Nigeria’s foreign reserves depleted by $1 billion in August 2019. This is reflected in the data published on the website of the Central Bank of Nigeria (CBN).
According to the data obtained from the apex bank’s website, Nigeria’s foreign reserves stood at $45 billion on the 25th of July 2019, while the figure has recorded a decrease and stood at $44 billion as of 23rd August 2019.
A closer look: Nigeria’s foreign reserves crossed the $45 billion thresholds in May 2019. Hence, the reserves had built significantly until the recent free fall.
- The latest drop is the biggest of Nigeria’s foreign reserves in 17 months.
- The last time Nigeria posted exactly $44 billion reserves was March 2018.
- Nairametrics had equally published in its recent articles that the country’s reserves have been falling in recent weeks.
- In May 2019, the external reserves rose by $212.2 million to hit $45 billion mark
- Specifically, it took Nigeria 8 months to build the external reserves to hit the $45 billion in May 2019.

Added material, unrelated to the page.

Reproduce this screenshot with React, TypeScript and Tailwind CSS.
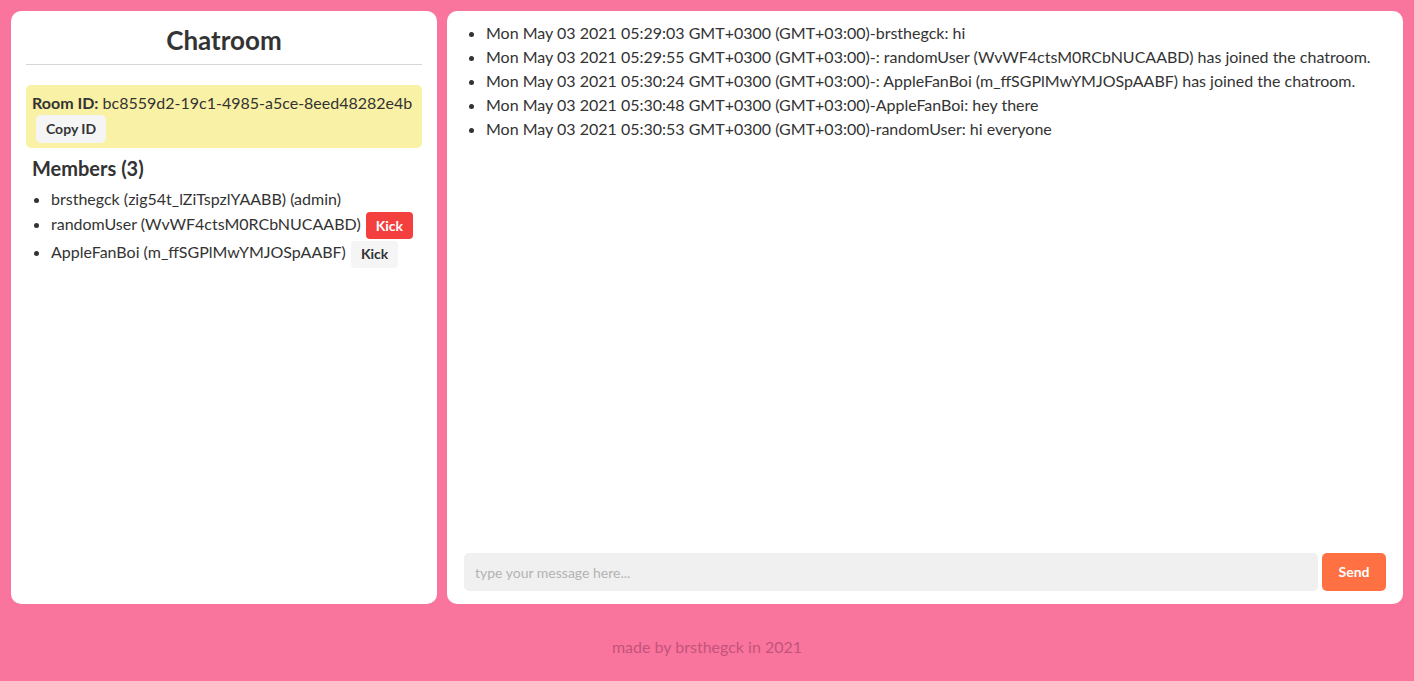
import { useState } from 'react'

interface Member {
  name: string
  id: string
  admin?: boolean
  highlight?: boolean
}

const members: Member[] = [
  { name: 'brsthegck', id: 'zig54t_lZiTspzlYAABB', admin: true },
  { name: 'randomUser', id: 'WvWF4ctsM0RCbNUCAABD', highlight: true },
  { name: 'AppleFanBoi', id: 'm_ffSGPlMwYMJOSpAABF' },
]

const messages = [
  'Mon May 03 2021 05:29:03 GMT+0300 (GMT+03:00)-brsthegck: hi',
  'Mon May 03 2021 05:29:55 GMT+0300 (GMT+03:00)-: randomUser (WvWF4ctsM0RCbNUCAABD) has joined the chatroom.',
  'Mon May 03 2021 05:30:24 GMT+0300 (GMT+03:00)-: AppleFanBoi (m_ffSGPlMwYMJOSpAABF) has joined the chatroom.',
  'Mon May 03 2021 05:30:48 GMT+0300 (GMT+03:00)-AppleFanBoi: hey there',
  'Mon May 03 2021 05:30:53 GMT+0300 (GMT+03:00)-randomUser: hi everyone',
]

export default function App() {
  const [text, setText] = useState('')

  return (
    <div className="min-h-[681px] bg-[#fa759e] p-[11px] text-[#333] font-['Lato',sans-serif] text-base">
      <div className="flex gap-[10px] h-[593px]">
        <div className="w-[426px] shrink-0 bg-white rounded-[10px] px-[15px] pt-[14px]">
          <h1 className="text-center text-[26px] font-bold leading-[30px] pb-[9px] border-b border-[#d6d6d6]">Chatroom</h1>

          <div className="mt-[20px] bg-[#f9f1a5] rounded-[5px] px-[6px] pt-[8px] pb-[5px]">
            <div className="leading-[20px]">
              <span className="font-bold">Room ID:</span> bc8559d2-19c1-4985-a5ce-8eed48282e4b
            </div>
            <button className="ml-[4px] mt-[2px] px-[10px] h-[28px] text-sm font-bold bg-[#f5f5f5] rounded-[5px]">Copy ID</button>
          </div>

          <h2 className="mt-[8px] ml-[6px] text-xl font-bold leading-[24px]">Members (3)</h2>
          <ul className="mt-[7px] list-disc pl-[25px]">
            {members.map(m => (
              <li key={m.id} className="leading-[24px] mb-[1px]">
                {m.name} ({m.id}){m.admin && ' (admin)'}
                {!m.admin && (
                  <button
                    className={`ml-[5px] px-[10px] h-[27px] align-middle text-sm font-bold rounded-[4px] ${
                      m.highlight ? 'bg-[#f43f3f] text-white' : 'bg-[#f5f5f5] text-[#333]'
                    }`}
                  >
                    Kick
                  </button>
                )}
              </li>
            ))}
          </ul>
        </div>

        <div className="flex-1 bg-white rounded-[10px] flex flex-col px-[17px] pt-[10px] pb-[13px]">
          <ul className="flex-1 list-disc pl-[22px]">
            {messages.map((m, i) => (
              <li key={i} className="leading-[24px]">{m}</li>
            ))}
          </ul>
          <div className="flex gap-[4px]">
            <input
              value={text}
              onChange={e => setText(e.target.value)}
              placeholder="type your message here..."
              className="flex-1 h-[38px] bg-[#f0f0f0] rounded-[5px] px-[11px] text-sm placeholder:text-[#b3b3b3] outline-none"
            />
            <button className="w-[64px] h-[38px] bg-[#ff7043] text-white text-sm font-bold rounded-[5px]">Send</button>
          </div>
        </div>
      </div>

      <footer className="text-center mt-[31px] text-[#c4537c]">made by brsthegck in 2021</footer>
    </div>
  )
}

- On August 7th, a report by Nariametrics established the external reserves fell by $327 million in less than four weeks.
The reasons: While this is a major concern for the Nigerian economy, possible factors that must have triggered this big fall include the big drop in oil price, rise in the importation, CBN intervention foreign exchange windows among others.
- For instance, Brent oil price currently hovers around $50 a barrel, as trade tension between the U.S and China intensifies.
- As at the time of filing this report, data from oilprice.com shows that bent crude oil price closed at $58.3 a barrel on Tuesday.
- An earlier report showed that the sharp drop in oil price might threaten the implementation of Nigeria’s 2019 budget that was benchmarked at $60 crude oil per barrel.
- Other factors that may be responsible include the slow down in the capital market and possibly CBN interventions in the Investors and Exporters’ window (I&E).
- Also, the growing external debt may also be frustrating the Federal Government into a financial strain.
- While Nigeria’s debt profile has become worrisome, with the declining oil price, the country’s reserves are the last resort.
Brewing Concerns: The Central Bank moves in recent times suggest that the declining foreign reserves are a major source of concern. Analysts have noted that the CBN would have to respond with policy measures to avert slump in the economy in the face of unfolding trade realities.
- The most recent policies of the CBN to conserve the country’s reserves include the planned Forex restrictions on food importation, milk and other dairy products.
- The major decline in the country’s reserves means the continuous fall in oil prices is already biting very hard and this may put the economy in a bad state.